Although there’s really nothing morally wrong with the way Alice decided to interpret her mentor’s advice that day, I was a little speechless. I know Alice’s mentor well, and I also know that the last thing she intended was that Alice would take the day to shop, pamper, and generally consume. What she’d intended, was for Alice to get to know her spiritual self on a deeper level. She’d wanted Alice to disconnect from superficial influences in order to reconnect to her higher nature. She was saying that Alice’s spirit was starved, in desperate need of nourishment. But instead of nourishing her emaciated spirit, Alice feasted on material goods and mental distractions.
Alice isn’t the only one who interprets self-love as self-indulgence. We’ve all been there. This is exactly what the billboards tell us to do. Addictions abound in a self-loathing cycle of overindulgence followed by regret, followed by deep-seated denial, and repeat. Is this how we wish to treat our neighbor? Probably not. Yet, we cannot treat our neighbor well if we mistreat ourselves. We cannot love our neighbor if we do not love ourselves. To love ourselves is not to gorge on the empty calories of consumer distraction, creating sloth and depression. Real self-love calls for a steady diet of spiritual practice capable of rebuilding our divine connection.
The exquisite Maya Angelou said, “I do not trust people who don't love themselves and yet tell me, 'I love you.' There is an African saying which is: Be careful when a naked person offers you a shirt.”

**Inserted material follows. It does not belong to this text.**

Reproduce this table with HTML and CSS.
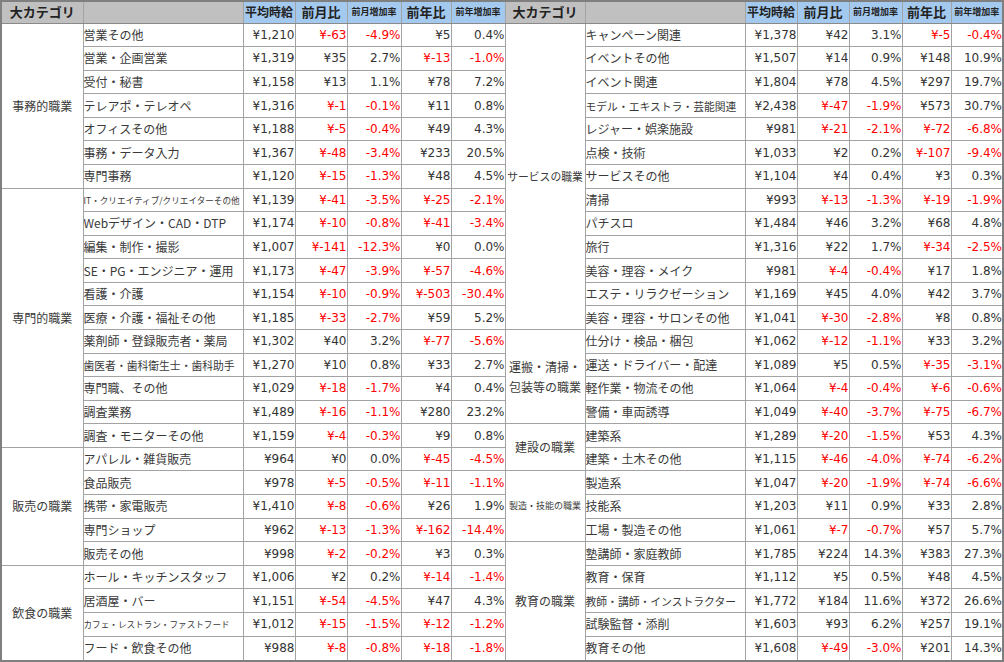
FILE: index.html
```html
<!DOCTYPE html>
<html lang="ja">
<head>
<meta charset="utf-8">
<link rel="stylesheet" href="styles.css">
</head>
<body>
<div class="frame">
<table class="wage">
<colgroup>
<col class="c-cat"><col class="c-name"><col class="c-n52"><col class="c-n52"><col class="c-n54"><col class="c-n50"><col class="c-n54">
<col class="c-cat2"><col class="c-name"><col class="c-n52"><col class="c-n52"><col class="c-n53"><col class="c-n49"><col class="c-n51">
</colgroup>
<thead>
<tr>
<th class="h-gray h-cat">大カテゴリ</th><th class="h-gray"></th><th class="h-blue h-m">平均時給</th><th class="h-blue h-l">前月比</th><th class="h-blue h-s">前月増加率</th><th class="h-blue h-l">前年比</th><th class="h-blue h-s">前年増加率</th>
<th class="h-gray h-cat">大カテゴリ</th><th class="h-gray"></th><th class="h-blue h-m">平均時給</th><th class="h-blue h-l">前月比</th><th class="h-blue h-s">前月増加率</th><th class="h-blue h-l">前年比</th><th class="h-blue h-s">前年増加率</th>
</tr>
</thead>
<tbody>
<tr>
<td class="cat" rowspan="7">事務的職業</td><td class="name">営業その他</td><td class="num">¥1,210</td><td class="num neg">¥-63</td><td class="num neg">-4.9%</td><td class="num">¥5</td><td class="num">0.4%</td>
<td class="cat cat-sm" rowspan="13">サービスの職業</td><td class="name">キャンペーン関連</td><td class="num">¥1,378</td><td class="num">¥42</td><td class="num">3.1%</td><td class="num neg">¥-5</td><td class="num neg">-0.4%</td>
</tr>
<tr>
<td class="name">営業・企画営業</td><td class="num">¥1,319</td><td class="num">¥35</td><td class="num">2.7%</td><td class="num neg">¥-13</td><td class="num neg">-1.0%</td>
<td class="name">イベントその他</td><td class="num">¥1,507</td><td class="num">¥14</td><td class="num">0.9%</td><td class="num">¥148</td><td class="num">10.9%</td>
</tr>
<tr>
<td class="name">受付・秘書</td><td class="num">¥1,158</td><td class="num">¥13</td><td class="num">1.1%</td><td class="num">¥78</td><td class="num">7.2%</td>
<td class="name">イベント関連</td><td class="num">¥1,804</td><td class="num">¥78</td><td class="num">4.5%</td><td class="num">¥297</td><td class="num">19.7%</td>
</tr>
<tr>
<td class="name">テレアポ・テレオペ</td><td class="num">¥1,316</td><td class="num neg">¥-1</td><td class="num neg">-0.1%</td><td class="num">¥11</td><td class="num">0.8%</td>
<td class="name name-sm">モデル・エキストラ・芸能関連</td><td class="num">¥2,438</td><td class="num neg">¥-47</td><td class="num neg">-1.9%</td><td class="num">¥573</td><td class="num">30.7%</td>
</tr>
<tr>
<td class="name">オフィスその他</td><td class="num">¥1,188</td><td class="num neg">¥-5</td><td class="num neg">-0.4%</td><td class="num">¥49</td><td class="num">4.3%</td>
<td class="name">レジャー・娯楽施設</td><td class="num">¥981</td><td class="num neg">¥-21</td><td class="num neg">-2.1%</td><td class="num neg">¥-72</td><td class="num neg">-6.8%</td>
</tr>
<tr>
<td class="name">事務・データ入力</td><td class="num">¥1,367</td><td class="num neg">¥-48</td><td class="num neg">-3.4%</td><td class="num">¥233</td><td class="num">20.5%</td>
<td class="name">点検・技術</td><td class="num">¥1,033</td><td class="num">¥2</td><td class="num">0.2%</td><td class="num neg">¥-107</td><td class="num neg">-9.4%</td>
</tr>
<tr>
<td class="name">専門事務</td><td class="num">¥1,120</td><td class="num neg">¥-15</td><td class="num neg">-1.3%</td><td class="num">¥48</td><td class="num">4.5%</td>
<td class="name">サービスその他</td><td class="num">¥1,104</td><td class="num">¥4</td><td class="num">0.4%</td><td class="num">¥3</td><td class="num">0.3%</td>
</tr>
<tr>
<td class="cat" rowspan="11">専門的職業</td><td class="name name-xs">IT・クリエイティブ/クリエイターその他</td><td class="num">¥1,139</td><td class="num neg">¥-41</td><td class="num neg">-3.5%</td><td class="num neg">¥-25</td><td class="num neg">-2.1%</td>
<td class="name">清掃</td><td class="num">¥993</td><td class="num neg">¥-13</td><td class="num neg">-1.3%</td><td class="num neg">¥-19</td><td class="num neg">-1.9%</td>
</tr>
<tr>
<td class="name">Webデザイン・CAD・DTP</td><td class="num">¥1,174</td><td class="num neg">¥-10</td><td class="num neg">-0.8%</td><td class="num neg">¥-41</td><td class="num neg">-3.4%</td>
<td class="name">パチスロ</td><td class="num">¥1,484</td><td class="num">¥46</td><td class="num">3.2%</td><td class="num">¥68</td><td class="num">4.8%</td>
</tr>
<tr>
<td class="name">編集・制作・撮影</td><td class="num">¥1,007</td><td class="num neg">¥-141</td><td class="num neg">-12.3%</td><td class="num">¥0</td><td class="num">0.0%</td>
<td class="name">旅行</td><td class="num">¥1,316</td><td class="num">¥22</td><td class="num">1.7%</td><td class="num neg">¥-34</td><td class="num neg">-2.5%</td>
</tr>
<tr>
<td class="name">SE・PG・エンジニア・運用</td><td class="num">¥1,173</td><td class="num neg">¥-47</td><td class="num neg">-3.9%</td><td class="num neg">¥-57</td><td class="num neg">-4.6%</td>
<td class="name">美容・理容・メイク</td><td class="num">¥981</td><td class="num neg">¥-4</td><td class="num neg">-0.4%</td><td class="num">¥17</td><td class="num">1.8%</td>
</tr>
<tr>
<td class="name">看護・介護</td><td class="num">¥1,154</td><td class="num neg">¥-10</td><td class="num neg">-0.9%</td><td class="num neg">¥-503</td><td class="num neg">-30.4%</td>
<td class="name">エステ・リラクゼーション</td><td class="num">¥1,169</td><td class="num">¥45</td><td class="num">4.0%</td><td class="num">¥42</td><td class="num">3.7%</td>
</tr>
<tr>
<td class="name">医療・介護・福祉その他</td><td class="num">¥1,185</td><td class="num neg">¥-33</td><td class="num neg">-2.7%</td><td class="num">¥59</td><td class="num">5.2%</td>
<td class="name">美容・理容・サロンその他</td><td class="num">¥1,041</td><td class="num neg">¥-30</td><td class="num neg">-2.8%</td><td class="num">¥8</td><td class="num">0.8%</td>
</tr>
<tr>
<td class="name">薬剤師・登録販売者・薬局</td><td class="num">¥1,302</td><td class="num">¥40</td><td class="num">3.2%</td><td class="num neg">¥-77</td><td class="num neg">-5.6%</td>
<td class="cat" rowspan="4">運搬・清掃・<br>包装等の職業</td><td class="name">仕分け・検品・梱包</td><td class="num">¥1,062</td><td class="num neg">¥-12</td><td class="num neg">-1.1%</td><td class="num">¥33</td><td class="num">3.2%</td>
</tr>
<tr>
<td class="name name-sm">歯医者・歯科衛生士・歯科助手</td><td class="num">¥1,270</td><td class="num">¥10</td><td class="num">0.8%</td><td class="num">¥33</td><td class="num">2.7%</td>
<td class="name">運送・ドライバー・配達</td><td class="num">¥1,089</td><td class="num">¥5</td><td class="num">0.5%</td><td class="num neg">¥-35</td><td class="num neg">-3.1%</td>
</tr>
<tr>
<td class="name">専門職、その他</td><td class="num">¥1,029</td><td class="num neg">¥-18</td><td class="num neg">-1.7%</td><td class="num">¥4</td><td class="num">0.4%</td>
<td class="name">軽作業・物流その他</td><td class="num">¥1,064</td><td class="num neg">¥-4</td><td class="num neg">-0.4%</td><td class="num neg">¥-6</td><td class="num neg">-0.6%</td>
</tr>
<tr>
<td class="name">調査業務</td><td class="num">¥1,489</td><td class="num neg">¥-16</td><td class="num neg">-1.1%</td><td class="num">¥280</td><td class="num">23.2%</td>
<td class="name">警備・車両誘導</td><td class="num">¥1,049</td><td class="num neg">¥-40</td><td class="num neg">-3.7%</td><td class="num neg">¥-75</td><td class="num neg">-6.7%</td>
</tr>
<tr>
<td class="name">調査・モニターその他</td><td class="num">¥1,159</td><td class="num neg">¥-4</td><td class="num neg">-0.3%</td><td class="num">¥9</td><td class="num">0.8%</td>
<td class="cat" rowspan="2">建設の職業</td><td class="name">建築系</td><td class="num">¥1,289</td><td class="num neg">¥-20</td><td class="num neg">-1.5%</td><td class="num">¥53</td><td class="num">4.3%</td>
</tr>
<tr>
<td class="cat" rowspan="5">販売の職業</td><td class="name">アパレル・雑貨販売</td><td class="num">¥964</td><td class="num">¥0</td><td class="num">0.0%</td><td class="num neg">¥-45</td><td class="num neg">-4.5%</td>
<td class="name">建築・土木その他</td><td class="num">¥1,115</td><td class="num neg">¥-46</td><td class="num neg">-4.0%</td><td class="num neg">¥-74</td><td class="num neg">-6.2%</td>
</tr>
<tr>
<td class="name">食品販売</td><td class="num">¥978</td><td class="num neg">¥-5</td><td class="num neg">-0.5%</td><td class="num neg">¥-11</td><td class="num neg">-1.1%</td>
<td class="cat cat-xs" rowspan="3">製造・技能の職業</td><td class="name">製造系</td><td class="num">¥1,047</td><td class="num neg">¥-20</td><td class="num neg">-1.9%</td><td class="num neg">¥-74</td><td class="num neg">-6.6%</td>
</tr>
<tr>
<td class="name">携帯・家電販売</td><td class="num">¥1,410</td><td class="num neg">¥-8</td><td class="num neg">-0.6%</td><td class="num">¥26</td><td class="num">1.9%</td>
<td class="name">技能系</td><td class="num">¥1,203</td><td class="num">¥11</td><td class="num">0.9%</td><td class="num">¥33</td><td class="num">2.8%</td>
</tr>
<tr>
<td class="name">専門ショップ</td><td class="num">¥962</td><td class="num neg">¥-13</td><td class="num neg">-1.3%</td><td class="num neg">¥-162</td><td class="num neg">-14.4%</td>
<td class="name">工場・製造その他</td><td class="num">¥1,061</td><td class="num neg">¥-7</td><td class="num neg">-0.7%</td><td class="num">¥57</td><td class="num">5.7%</td>
</tr>
<tr>
<td class="name">販売その他</td><td class="num">¥998</td><td class="num neg">¥-2</td><td class="num neg">-0.2%</td><td class="num">¥3</td><td class="num">0.3%</td>
<td class="cat" rowspan="5">教育の職業</td><td class="name">塾講師・家庭教師</td><td class="num">¥1,785</td><td class="num">¥224</td><td class="num">14.3%</td><td class="num">¥383</td><td class="num">27.3%</td>
</tr>
<tr>
<td class="cat" rowspan="4">飲食の職業</td><td class="name">ホール・キッチンスタッフ</td><td class="num">¥1,006</td><td class="num">¥2</td><td class="num">0.2%</td><td class="num neg">¥-14</td><td class="num neg">-1.4%</td>
<td class="name">教育・保育</td><td class="num">¥1,112</td><td class="num">¥5</td><td class="num">0.5%</td><td class="num">¥48</td><td class="num">4.5%</td>
</tr>
<tr>
<td class="name">居酒屋・バー</td><td class="num">¥1,151</td><td class="num neg">¥-54</td><td class="num neg">-4.5%</td><td class="num">¥47</td><td class="num">4.3%</td>
<td class="name name-sm">教師・講師・インストラクター</td><td class="num">¥1,772</td><td class="num">¥184</td><td class="num">11.6%</td><td class="num">¥372</td><td class="num">26.6%</td>
</tr>
<tr>
<td class="name name-xs">カフェ・レストラン・ファストフード</td><td class="num">¥1,012</td><td class="num neg">¥-15</td><td class="num neg">-1.5%</td><td class="num neg">¥-12</td><td class="num neg">-1.2%</td>
<td class="name">試験監督・添削</td><td class="num">¥1,603</td><td class="num">¥93</td><td class="num">6.2%</td><td class="num">¥257</td><td class="num">19.1%</td>
</tr>
<tr>
<td class="name">フード・飲食その他</td><td class="num">¥988</td><td class="num neg">¥-8</td><td class="num neg">-0.8%</td><td class="num neg">¥-18</td><td class="num neg">-1.8%</td>
<td class="name">教育その他</td><td class="num">¥1,608</td><td class="num neg">¥-49</td><td class="num neg">-3.0%</td><td class="num">¥201</td><td class="num">14.3%</td>
</tr>
</tbody>
</table>
</div>
</body>
</html>
```

FILE: styles.css
```css
html, body {
  margin: 0;
  padding: 0;
  background: #ffffff;
}

.frame {
  width: 1004px;
  height: 662px;
  box-sizing: border-box;
  border: 2px solid #7f7f7f;
  overflow: hidden;
  background: #ffffff;
}

.wage {
  width: 1000px;
  table-layout: fixed;
  border-collapse: collapse;
  border-style: hidden;
  font-family: "Noto Sans CJK JP", "DejaVu Sans", sans-serif;
  color: #3a3a3a;
}

.c-cat { width: 81px; }
.c-cat2 { width: 80px; }
.c-name { width: 160px; }
.c-n49 { width: 49px; }
.c-n50 { width: 50px; }
.c-n51 { width: 51px; }
.c-n52 { width: 52px; }
.c-n53 { width: 53px; }
.c-n54 { width: 54px; }

.wage th,
.wage td {
  border: 1px solid #a3a3a3;
  padding: 0;
  overflow: hidden;
  white-space: nowrap;
  vertical-align: middle;
}

.wage thead tr {
  height: 21px;
}

.wage tbody tr {
  height: 23.59px;
}

.wage th {
  font-weight: bold;
  color: #222222;
  text-align: center;
  line-height: 14px;
  border-bottom-color: #8a8a8a;
}

.h-gray {
  background: #c0c0c0;
}

.h-blue {
  background: #a3c9ef;
}

.h-cat {
  font-size: 13px;
}

.h-m {
  font-size: 12px;
}

.h-l {
  font-size: 13px;
}

.h-s {
  font-size: 9px;
}

.cat {
  text-align: center;
  font-size: 12px;
  line-height: 20px;
  white-space: normal;
}

.cat-sm {
  font-size: 10.8px;
  white-space: nowrap;
}

.cat-xs {
  font-size: 9px;
}

.name {
  text-align: left;
  padding-left: 5px;
  font-size: 12px;
  line-height: 16px;
}

.name-sm {
  font-size: 10.8px;
  padding-left: 4px;
}

.name-xs {
  font-size: 8.6px;
  padding-left: 4px;
}

.num {
  text-align: right;
  padding-right: 3px;
  font-family: "DejaVu Sans", "Noto Sans CJK JP", sans-serif;
  font-size: 12px;
  line-height: 16px;
  color: #333333;
}

.wage td.neg {
  color: #ff0000;
}
```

To love ourselves in a manner that will strengthen our spirits requires discipline, not indulgence; silence, not noisy distraction; emptiness, not consumption. To begin, pick a time and stick with it, starting with just 5 minutes a day. During this time:
1) Banish all devices that connect you to the outside world.

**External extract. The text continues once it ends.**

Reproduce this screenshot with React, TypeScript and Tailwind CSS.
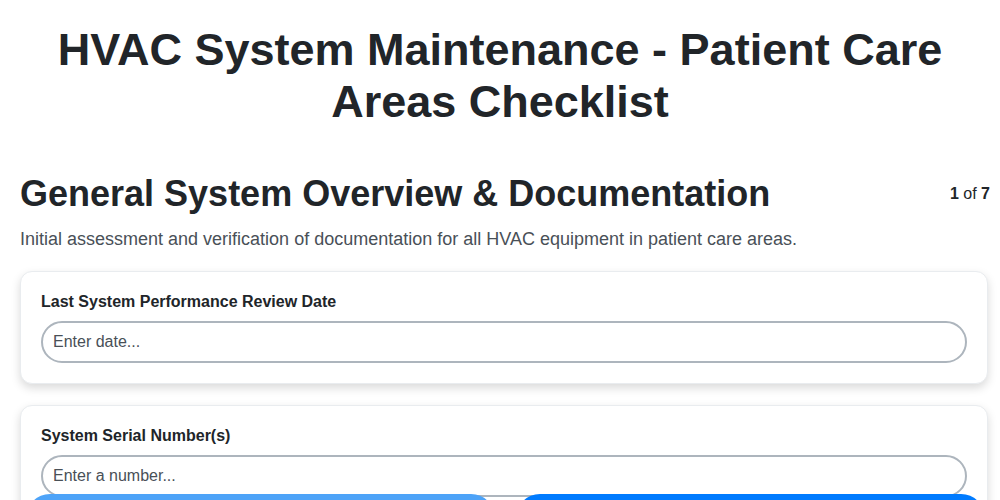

2) Refrain from food, drink, chatter, any form of stimulation, or material goods.
3) Choose a private area.
4) Sit quietly and concentrate on your breath.
5) Invite the divine presence into your space.

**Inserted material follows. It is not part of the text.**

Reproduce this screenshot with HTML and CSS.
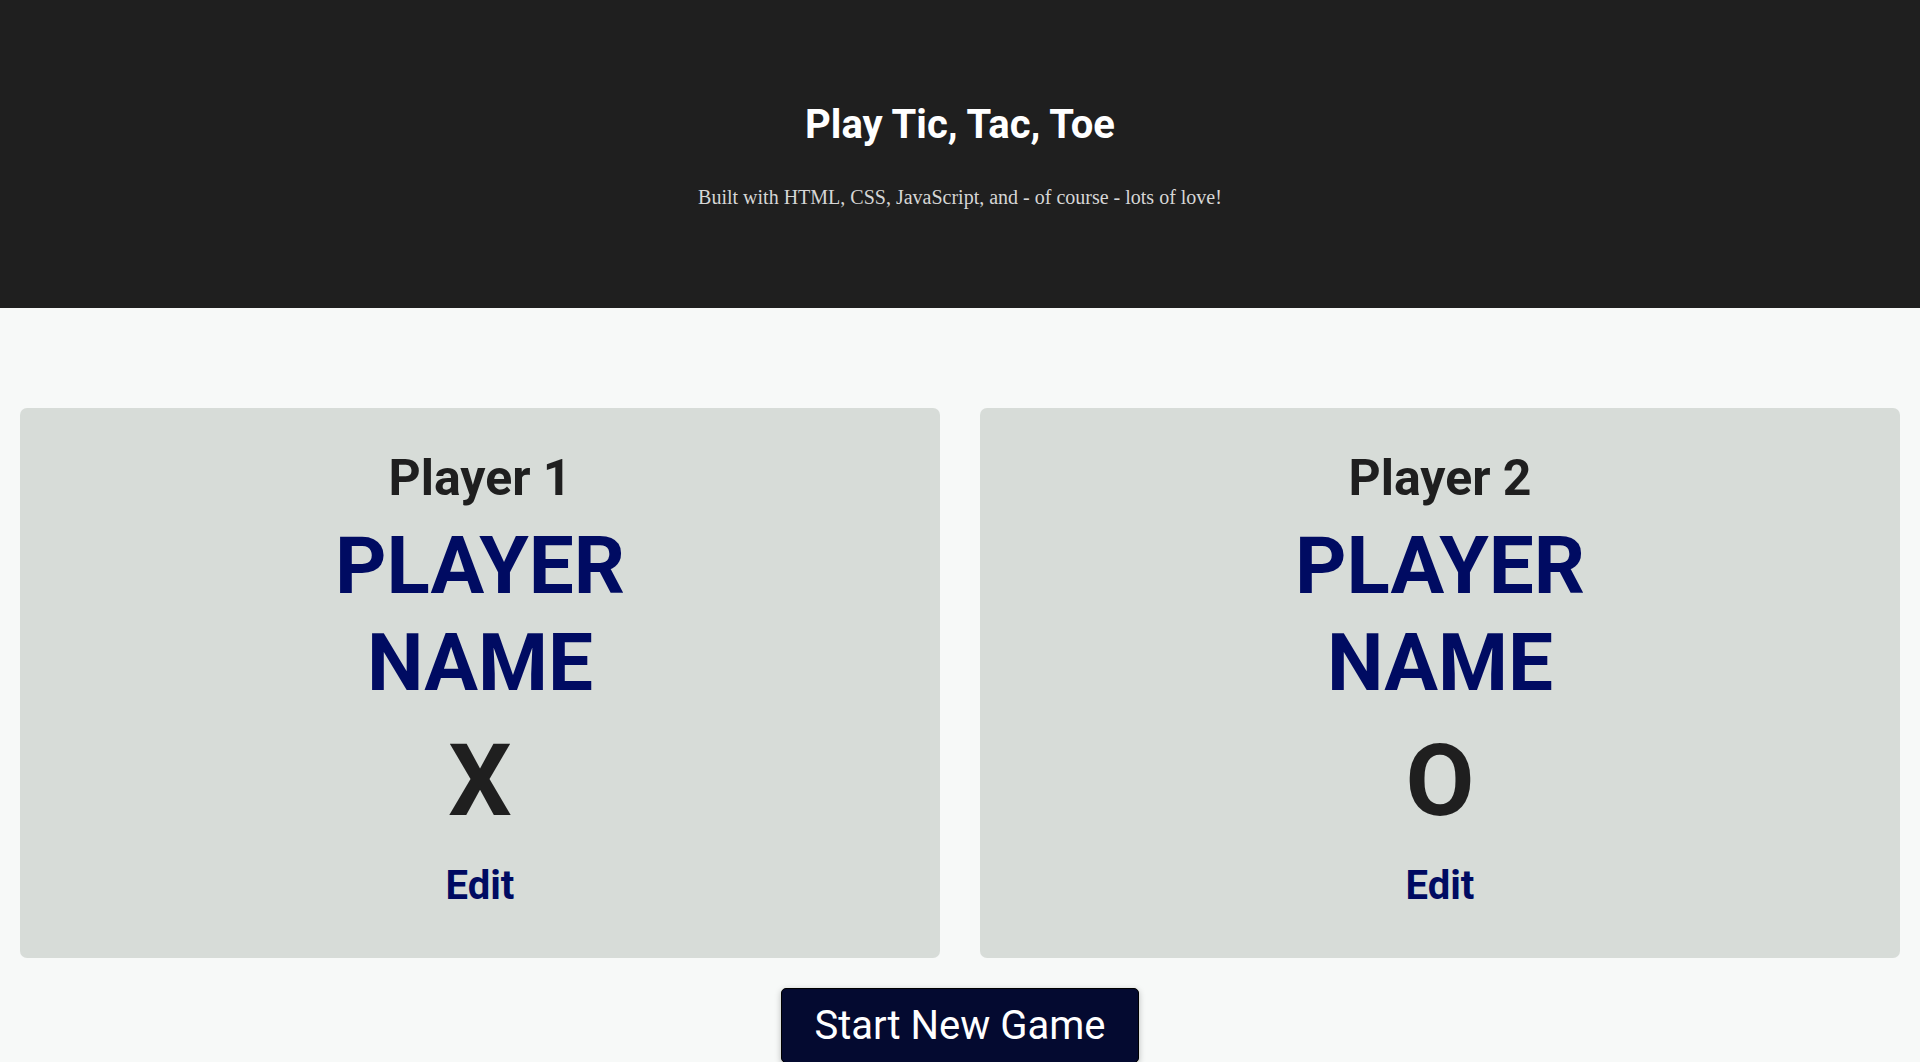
FILE: index.html
```html
<!DOCTYPE html>
<html lang="en">
<head>
<meta charset="utf-8">
<title>Tic Tac Toe</title>
<link rel="stylesheet" href="styles.css">
</head>
<body>
  <header class="main-header">
    <h1 class="title">Play Tic, Tac, Toe</h1>
    <p class="subtitle">Built with HTML, CSS, JavaScript, and - of course - lots of love!</p>
  </header>
  <main class="content">
    <section class="players">
      <article class="player-card">
        <h2 class="player-label">Player 1</h2>
        <h3 class="player-name">PLAYER NAME</h3>
        <p class="player-symbol">X</p>
        <button class="edit-btn">Edit</button>
      </article>
      <article class="player-card">
        <h2 class="player-label">Player 2</h2>
        <h3 class="player-name">PLAYER NAME</h3>
        <p class="player-symbol">O</p>
        <button class="edit-btn">Edit</button>
      </article>
    </section>
    <div class="actions">
      <button class="start-btn">Start New Game</button>
    </div>
  </main>
</body>
</html>
```

FILE: styles.css
```css
* {
  box-sizing: border-box;
}

html, body {
  margin: 0;
  padding: 0;
}

body {
  font-family: Roboto, "Liberation Sans", sans-serif;
  background: #f7f9f8;
  color: #1f1f1f;
}

.main-header {
  background: #1f1f1f;
  text-align: center;
  height: 308px;
  padding-top: 101px;
}

.title {
  margin: 0;
  font-size: 40px;
  font-weight: 700;
  line-height: normal;
  color: #ffffff;
}

.subtitle {
  margin: 38px 0 0;
  font-family: "Liberation Serif", serif;
  font-size: 20px;
  line-height: normal;
  color: #d6d6d6;
}

.content {
  padding: 100px 20px 0;
}

.players {
  display: grid;
  grid-template-columns: 1fr 1fr;
  gap: 40px;
}

.player-card {
  background: #d7dcd8;
  border-radius: 7px;
  padding: 41px 20px 49px;
  text-align: center;
  display: flex;
  flex-direction: column;
  align-items: center;
}

.player-label {
  margin: 0;
  font-size: 50px;
  font-weight: 700;
  line-height: normal;
  color: #1f1f1f;
}

.player-name {
  margin: 11px 0 0;
  font-size: 80px;
  font-weight: 700;
  line-height: 97px;
  color: #000b62;
  width: 300px;
}

.player-symbol {
  margin: 10px 0 0;
  font-size: 100px;
  font-weight: 700;
  line-height: normal;
  color: #1f1f1f;
}

.edit-btn {
  margin: 23px 0 0;
  padding: 0;
  border: none;
  background: none;
  font-family: Roboto, "Liberation Sans", sans-serif;
  font-size: 40px;
  font-weight: 700;
  line-height: normal;
  color: #000b62;
  cursor: pointer;
}

.actions {
  display: flex;
  justify-content: center;
  padding-top: 30px;
}

.start-btn {
  font-family: Roboto, "Liberation Sans", sans-serif;
  font-size: 40px;
  font-weight: 400;
  line-height: normal;
  color: #ffffff;
  background: #040a30;
  border: 1px solid #000000;
  border-radius: 5px;
  padding: 13px 32px;
  box-shadow: 0 2px 6px rgba(0, 0, 0, 0.25);
  cursor: pointer;
}
```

6) Place yourself in that presence with anticipation.
7) Gently turn away all mental thoughts as they intrude.
8) Feel love and allow that love to redefine your intrinsic value.
9) Increase this special time in increments of five minutes (as you are ready) until you are able to feed your spirit this feast for 20 minutes at a time without distraction.
10) See yourself as part of a living whole that is bound by love to all living creatures.
Now go forth and love your neighbor as yourself. And change the world.